The NYPD press office is writing off the report as biased. “The report by Latino Justice, an advocacy organization, is by no means an objective examination of the facts,” the press office said in a statement emailed to City & State. “It is rife with inaccuracies and fundamental misunderstandings of the processes between CCRB and the NYPD. Among the many falsehoods in the report is the assertion that an officer denying an allegation to avail themselves of due process is itself a “false statement”. Another basic error is to blame the NYPD for failure to act on cases that have not been turned over by CCRB due to CCRB’s delays in completing investigations or failures to move forward with prosecutions.”

But the NYPD did not deny that it rarely if ever disciplines officers that the CCRB accused of lying. And experts say that hurts the entire system. 

“The vast majority of police officers are truthful and serve honorably,” said Alissa Marque Heydari, deputy director for the Institute for Innovation in Prosecution at John Jay College of Criminal Justice, which has released a report on how prosecutors can track police misconduct, including lying. “However the inability or unwillingness of police departments to terminate the few who have a documented history of lying undermines prosecutors’ ability to deliver justice, and also undermines our legal system.”

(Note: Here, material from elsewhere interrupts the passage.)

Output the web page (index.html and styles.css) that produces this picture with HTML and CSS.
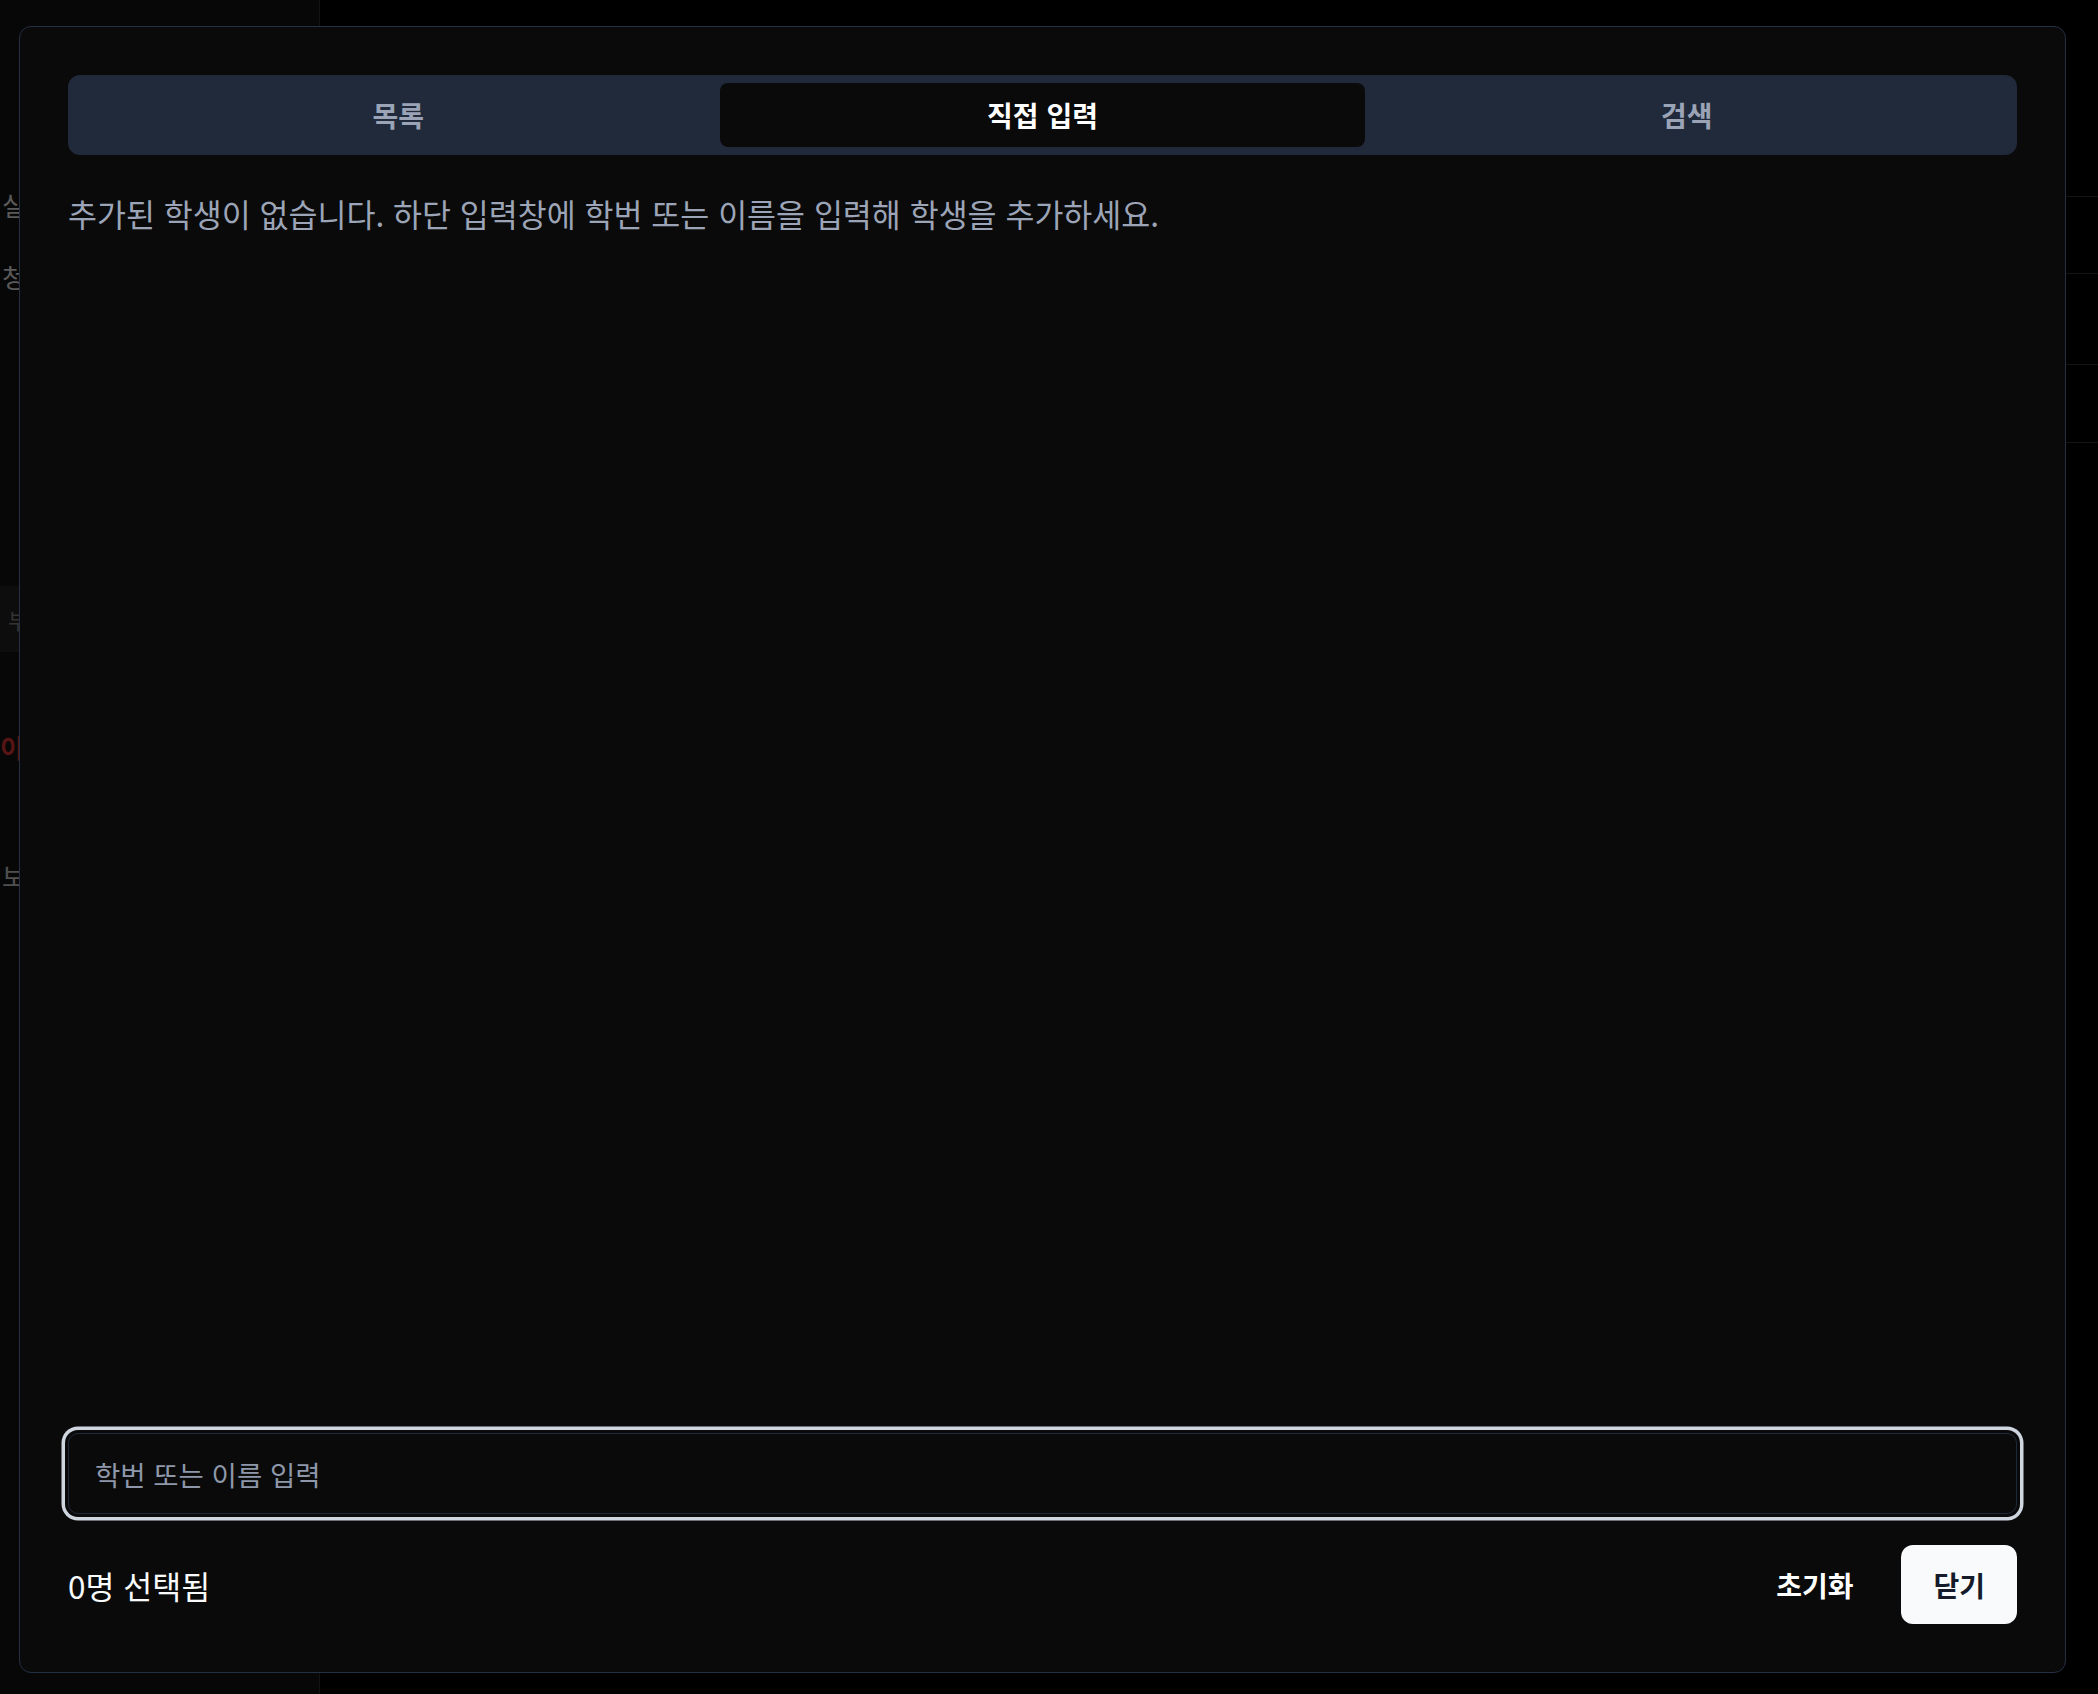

Lying cops have gotten an increasing amount of attention in the past few years. Gothamist has done extensive reporting on New York City district attorneys offices’ internal databases of police officers with credibility problems. Gothamist has also reported on how few officers get punished for lying to the CCRB. LatinoJustices’s report built on that, adding case files provided by Freedom of Information Law requests. Such disciplinary files were shielded from public records requests for years under Civil Rights Law Section 50-a, but that was repealed in the wake of the 2020 protests following the murder of George Floyd in Minneapolis.